### Exercise
Only the lines from the one containing "Write a component" through the one containing "const tabs = ['Today', 'Tomorrow', 'Wed" belong in the answer; copy them exactly and leave out pictures.
------------------------------------
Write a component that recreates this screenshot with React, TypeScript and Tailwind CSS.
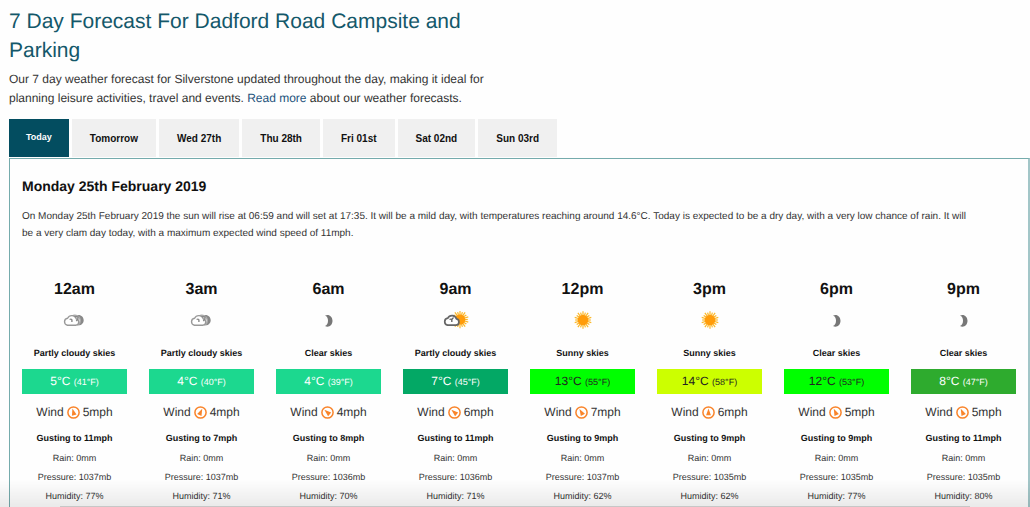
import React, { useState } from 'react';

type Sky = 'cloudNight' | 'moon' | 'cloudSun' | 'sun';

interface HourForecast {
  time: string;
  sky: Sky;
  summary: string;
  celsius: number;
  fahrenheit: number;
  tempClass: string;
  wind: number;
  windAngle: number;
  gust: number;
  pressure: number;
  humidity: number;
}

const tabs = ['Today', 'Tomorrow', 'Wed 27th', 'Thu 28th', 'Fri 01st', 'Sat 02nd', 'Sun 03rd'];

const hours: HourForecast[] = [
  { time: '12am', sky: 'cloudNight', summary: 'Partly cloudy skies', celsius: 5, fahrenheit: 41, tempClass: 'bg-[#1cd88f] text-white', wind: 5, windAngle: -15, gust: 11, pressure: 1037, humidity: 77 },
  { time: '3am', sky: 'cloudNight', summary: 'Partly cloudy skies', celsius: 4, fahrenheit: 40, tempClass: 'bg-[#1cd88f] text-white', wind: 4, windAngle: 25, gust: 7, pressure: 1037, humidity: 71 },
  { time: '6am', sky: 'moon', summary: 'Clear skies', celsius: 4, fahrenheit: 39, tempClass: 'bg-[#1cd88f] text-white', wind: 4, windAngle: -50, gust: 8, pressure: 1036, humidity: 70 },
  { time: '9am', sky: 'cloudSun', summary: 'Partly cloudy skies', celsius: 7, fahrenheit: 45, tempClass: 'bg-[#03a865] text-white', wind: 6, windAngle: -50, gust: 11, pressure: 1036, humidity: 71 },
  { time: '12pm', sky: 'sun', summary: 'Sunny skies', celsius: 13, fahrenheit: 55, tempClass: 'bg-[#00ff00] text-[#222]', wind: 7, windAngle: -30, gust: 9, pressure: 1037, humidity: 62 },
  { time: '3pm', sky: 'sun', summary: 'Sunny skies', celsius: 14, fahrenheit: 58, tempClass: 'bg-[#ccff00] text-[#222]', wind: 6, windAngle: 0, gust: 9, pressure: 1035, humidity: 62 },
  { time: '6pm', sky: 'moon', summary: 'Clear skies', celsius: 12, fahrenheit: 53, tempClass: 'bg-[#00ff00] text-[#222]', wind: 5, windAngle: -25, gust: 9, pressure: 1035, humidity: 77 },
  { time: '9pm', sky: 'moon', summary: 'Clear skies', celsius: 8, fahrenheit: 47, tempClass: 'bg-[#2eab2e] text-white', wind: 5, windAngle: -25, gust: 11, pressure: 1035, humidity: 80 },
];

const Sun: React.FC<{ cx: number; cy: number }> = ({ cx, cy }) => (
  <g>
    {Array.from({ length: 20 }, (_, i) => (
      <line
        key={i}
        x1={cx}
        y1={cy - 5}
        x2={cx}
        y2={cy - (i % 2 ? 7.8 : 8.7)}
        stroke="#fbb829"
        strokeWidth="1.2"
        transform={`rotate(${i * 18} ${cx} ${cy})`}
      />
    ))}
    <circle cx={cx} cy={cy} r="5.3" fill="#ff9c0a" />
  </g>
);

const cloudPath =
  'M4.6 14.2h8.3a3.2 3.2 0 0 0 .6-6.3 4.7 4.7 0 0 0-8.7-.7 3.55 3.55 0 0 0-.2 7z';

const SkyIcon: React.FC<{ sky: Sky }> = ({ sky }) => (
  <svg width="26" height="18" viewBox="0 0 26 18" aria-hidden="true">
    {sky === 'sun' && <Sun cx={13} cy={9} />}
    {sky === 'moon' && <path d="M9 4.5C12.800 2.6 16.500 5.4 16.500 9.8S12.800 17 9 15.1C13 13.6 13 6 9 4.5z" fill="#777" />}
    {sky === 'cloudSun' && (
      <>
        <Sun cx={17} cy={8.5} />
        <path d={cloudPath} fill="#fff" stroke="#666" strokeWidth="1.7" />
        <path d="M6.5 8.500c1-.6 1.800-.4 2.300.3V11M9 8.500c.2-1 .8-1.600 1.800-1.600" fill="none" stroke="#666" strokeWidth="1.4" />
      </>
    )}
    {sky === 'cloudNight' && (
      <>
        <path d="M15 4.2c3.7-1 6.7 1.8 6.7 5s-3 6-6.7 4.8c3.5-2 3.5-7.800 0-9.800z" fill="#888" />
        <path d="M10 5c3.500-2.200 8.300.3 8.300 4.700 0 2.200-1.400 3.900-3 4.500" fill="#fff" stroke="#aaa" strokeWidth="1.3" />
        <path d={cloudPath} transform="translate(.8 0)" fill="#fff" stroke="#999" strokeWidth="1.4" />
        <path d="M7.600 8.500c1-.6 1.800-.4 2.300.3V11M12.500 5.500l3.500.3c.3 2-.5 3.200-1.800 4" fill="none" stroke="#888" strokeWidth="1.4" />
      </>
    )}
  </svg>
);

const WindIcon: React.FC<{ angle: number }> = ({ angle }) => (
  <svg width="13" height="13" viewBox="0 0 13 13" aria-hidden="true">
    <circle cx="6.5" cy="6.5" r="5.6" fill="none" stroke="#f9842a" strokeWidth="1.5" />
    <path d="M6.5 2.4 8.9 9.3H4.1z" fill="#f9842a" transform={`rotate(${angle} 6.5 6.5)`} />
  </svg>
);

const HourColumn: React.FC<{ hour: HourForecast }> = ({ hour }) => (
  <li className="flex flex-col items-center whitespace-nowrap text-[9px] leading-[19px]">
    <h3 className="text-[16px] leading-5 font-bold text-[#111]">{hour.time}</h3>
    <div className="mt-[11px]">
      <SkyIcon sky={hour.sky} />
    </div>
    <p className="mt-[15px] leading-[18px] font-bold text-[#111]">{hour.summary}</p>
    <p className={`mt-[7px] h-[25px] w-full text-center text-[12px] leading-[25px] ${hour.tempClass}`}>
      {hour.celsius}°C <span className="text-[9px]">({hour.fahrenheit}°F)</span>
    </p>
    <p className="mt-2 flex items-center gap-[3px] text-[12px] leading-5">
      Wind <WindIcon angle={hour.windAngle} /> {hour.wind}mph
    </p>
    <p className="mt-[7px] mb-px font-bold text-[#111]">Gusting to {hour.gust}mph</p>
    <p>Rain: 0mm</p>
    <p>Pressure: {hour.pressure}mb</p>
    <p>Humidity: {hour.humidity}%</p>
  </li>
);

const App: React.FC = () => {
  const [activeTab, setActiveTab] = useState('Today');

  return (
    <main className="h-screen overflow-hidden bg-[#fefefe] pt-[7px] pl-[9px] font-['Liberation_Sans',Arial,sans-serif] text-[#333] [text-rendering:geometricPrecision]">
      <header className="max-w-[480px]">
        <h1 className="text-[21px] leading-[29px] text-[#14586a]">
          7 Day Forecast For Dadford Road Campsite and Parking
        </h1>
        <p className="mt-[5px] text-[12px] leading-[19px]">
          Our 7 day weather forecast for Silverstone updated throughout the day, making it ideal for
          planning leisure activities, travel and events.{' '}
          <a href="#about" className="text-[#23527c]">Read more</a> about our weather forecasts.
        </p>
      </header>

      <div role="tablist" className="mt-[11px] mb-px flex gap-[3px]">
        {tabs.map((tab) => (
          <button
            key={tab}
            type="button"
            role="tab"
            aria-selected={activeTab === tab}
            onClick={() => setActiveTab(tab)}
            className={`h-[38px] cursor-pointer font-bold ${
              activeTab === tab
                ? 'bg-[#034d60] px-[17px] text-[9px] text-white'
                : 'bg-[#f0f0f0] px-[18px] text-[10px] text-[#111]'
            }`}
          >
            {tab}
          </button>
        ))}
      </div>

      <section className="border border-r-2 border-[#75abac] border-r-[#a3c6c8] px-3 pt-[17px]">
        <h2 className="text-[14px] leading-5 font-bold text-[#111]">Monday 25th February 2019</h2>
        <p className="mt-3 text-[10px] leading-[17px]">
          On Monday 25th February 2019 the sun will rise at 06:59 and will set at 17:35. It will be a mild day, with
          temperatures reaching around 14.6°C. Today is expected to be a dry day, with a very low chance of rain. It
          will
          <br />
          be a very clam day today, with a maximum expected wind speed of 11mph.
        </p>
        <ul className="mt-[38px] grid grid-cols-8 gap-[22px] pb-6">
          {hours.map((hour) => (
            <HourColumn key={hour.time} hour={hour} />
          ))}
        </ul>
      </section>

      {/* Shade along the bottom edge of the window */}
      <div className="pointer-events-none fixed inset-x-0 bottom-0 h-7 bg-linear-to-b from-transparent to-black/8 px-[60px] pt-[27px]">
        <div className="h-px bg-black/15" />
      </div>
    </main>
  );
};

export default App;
------------------------------------
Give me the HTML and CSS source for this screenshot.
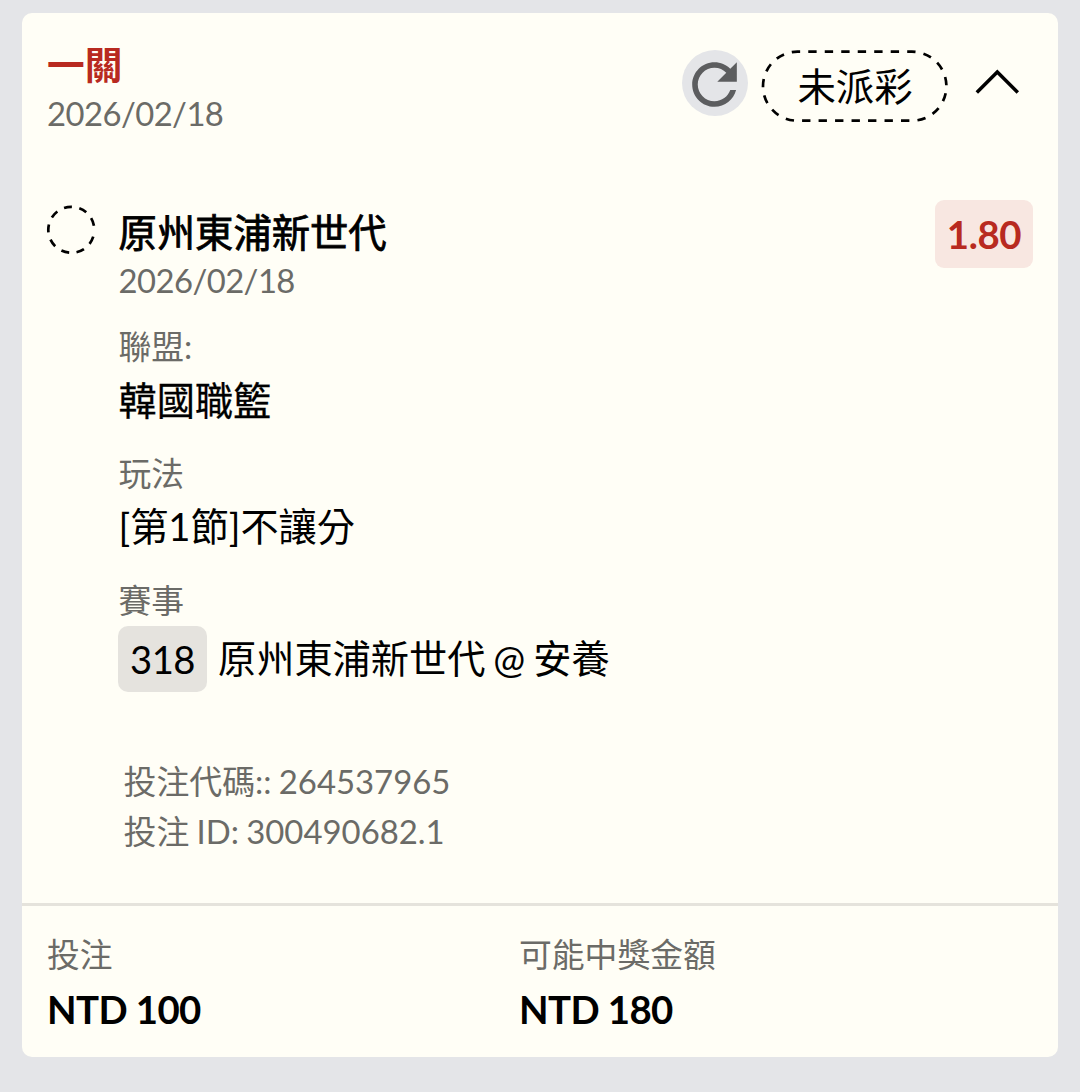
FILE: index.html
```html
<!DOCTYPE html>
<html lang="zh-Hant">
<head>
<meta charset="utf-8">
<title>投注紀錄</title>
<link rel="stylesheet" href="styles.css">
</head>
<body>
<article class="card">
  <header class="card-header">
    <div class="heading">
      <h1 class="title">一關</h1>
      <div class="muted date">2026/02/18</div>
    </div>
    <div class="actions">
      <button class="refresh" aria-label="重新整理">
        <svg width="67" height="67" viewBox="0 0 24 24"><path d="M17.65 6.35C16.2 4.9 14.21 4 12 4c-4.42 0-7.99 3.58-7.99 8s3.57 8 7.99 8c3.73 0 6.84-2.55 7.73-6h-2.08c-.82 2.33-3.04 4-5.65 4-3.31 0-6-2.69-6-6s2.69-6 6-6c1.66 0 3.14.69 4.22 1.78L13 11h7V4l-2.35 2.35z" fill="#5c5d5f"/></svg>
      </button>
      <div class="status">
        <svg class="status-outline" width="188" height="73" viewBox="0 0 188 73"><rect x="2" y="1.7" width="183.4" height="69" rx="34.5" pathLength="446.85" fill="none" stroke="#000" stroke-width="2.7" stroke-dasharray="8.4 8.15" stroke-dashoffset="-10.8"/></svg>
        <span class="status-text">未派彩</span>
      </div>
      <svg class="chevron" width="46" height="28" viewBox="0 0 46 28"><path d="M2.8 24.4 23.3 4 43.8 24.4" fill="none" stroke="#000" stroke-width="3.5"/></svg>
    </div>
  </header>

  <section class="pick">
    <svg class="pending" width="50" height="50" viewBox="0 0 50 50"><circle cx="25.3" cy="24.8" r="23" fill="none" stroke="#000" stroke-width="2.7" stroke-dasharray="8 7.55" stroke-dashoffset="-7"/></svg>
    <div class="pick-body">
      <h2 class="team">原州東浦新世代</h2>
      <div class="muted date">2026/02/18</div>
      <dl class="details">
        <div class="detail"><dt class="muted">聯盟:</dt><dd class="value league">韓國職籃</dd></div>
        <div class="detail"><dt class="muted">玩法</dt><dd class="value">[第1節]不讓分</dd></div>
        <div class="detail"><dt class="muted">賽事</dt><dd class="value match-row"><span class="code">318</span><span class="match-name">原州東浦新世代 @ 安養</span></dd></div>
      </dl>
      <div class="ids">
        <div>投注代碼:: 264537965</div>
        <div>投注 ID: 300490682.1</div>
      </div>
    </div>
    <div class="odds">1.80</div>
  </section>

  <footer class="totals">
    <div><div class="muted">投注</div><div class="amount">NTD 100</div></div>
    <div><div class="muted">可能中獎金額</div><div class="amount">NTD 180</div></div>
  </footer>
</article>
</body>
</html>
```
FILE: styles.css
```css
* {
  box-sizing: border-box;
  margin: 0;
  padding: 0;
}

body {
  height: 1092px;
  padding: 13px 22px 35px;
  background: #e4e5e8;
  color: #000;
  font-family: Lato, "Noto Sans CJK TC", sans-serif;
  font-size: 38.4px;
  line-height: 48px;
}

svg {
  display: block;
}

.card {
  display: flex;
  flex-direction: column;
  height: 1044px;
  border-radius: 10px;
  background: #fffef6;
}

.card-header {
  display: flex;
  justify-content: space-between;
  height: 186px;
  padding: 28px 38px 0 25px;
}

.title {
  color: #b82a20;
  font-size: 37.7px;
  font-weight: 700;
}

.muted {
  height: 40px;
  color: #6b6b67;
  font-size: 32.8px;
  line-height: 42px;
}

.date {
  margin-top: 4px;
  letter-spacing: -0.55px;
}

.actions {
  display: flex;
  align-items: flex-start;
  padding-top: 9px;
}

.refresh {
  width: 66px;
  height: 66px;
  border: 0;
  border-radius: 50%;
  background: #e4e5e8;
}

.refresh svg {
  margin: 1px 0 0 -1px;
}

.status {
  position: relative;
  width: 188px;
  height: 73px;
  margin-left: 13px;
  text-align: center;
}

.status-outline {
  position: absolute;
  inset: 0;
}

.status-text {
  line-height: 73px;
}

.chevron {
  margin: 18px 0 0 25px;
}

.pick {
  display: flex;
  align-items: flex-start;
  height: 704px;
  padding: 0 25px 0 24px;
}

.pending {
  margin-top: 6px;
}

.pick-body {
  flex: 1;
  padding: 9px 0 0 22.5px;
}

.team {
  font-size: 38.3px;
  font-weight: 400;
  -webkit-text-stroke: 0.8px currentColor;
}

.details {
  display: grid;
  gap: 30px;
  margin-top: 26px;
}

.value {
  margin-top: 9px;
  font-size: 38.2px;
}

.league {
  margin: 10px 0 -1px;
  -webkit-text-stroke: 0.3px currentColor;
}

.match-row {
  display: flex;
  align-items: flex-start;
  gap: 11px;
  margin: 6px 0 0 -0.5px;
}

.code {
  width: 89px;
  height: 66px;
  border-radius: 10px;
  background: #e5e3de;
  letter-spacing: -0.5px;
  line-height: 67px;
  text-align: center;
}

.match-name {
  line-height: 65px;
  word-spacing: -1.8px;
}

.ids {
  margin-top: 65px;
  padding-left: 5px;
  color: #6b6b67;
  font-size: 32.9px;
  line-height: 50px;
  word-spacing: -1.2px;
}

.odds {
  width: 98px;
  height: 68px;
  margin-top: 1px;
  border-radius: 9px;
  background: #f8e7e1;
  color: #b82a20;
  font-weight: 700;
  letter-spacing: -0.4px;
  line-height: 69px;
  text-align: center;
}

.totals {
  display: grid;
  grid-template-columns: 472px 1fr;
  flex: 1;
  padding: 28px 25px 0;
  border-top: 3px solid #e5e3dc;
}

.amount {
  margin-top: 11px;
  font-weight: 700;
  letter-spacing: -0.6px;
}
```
------------------------------------
### Answer to this exercise
Write a component that recreates this screenshot with React, TypeScript and Tailwind CSS.
import React, { useState } from 'react';

type Sky = 'cloudNight' | 'moon' | 'cloudSun' | 'sun';

interface HourForecast {
  time: string;
  sky: Sky;
  summary: string;
  celsius: number;
  fahrenheit: number;
  tempClass: string;
  wind: number;
  windAngle: number;
  gust: number;
  pressure: number;
  humidity: number;
}

const tabs = ['Today', 'Tomorrow', 'Wed 27th', 'Thu 28th', 'Fri 01st', 'Sat 02nd', 'Sun 03rd'];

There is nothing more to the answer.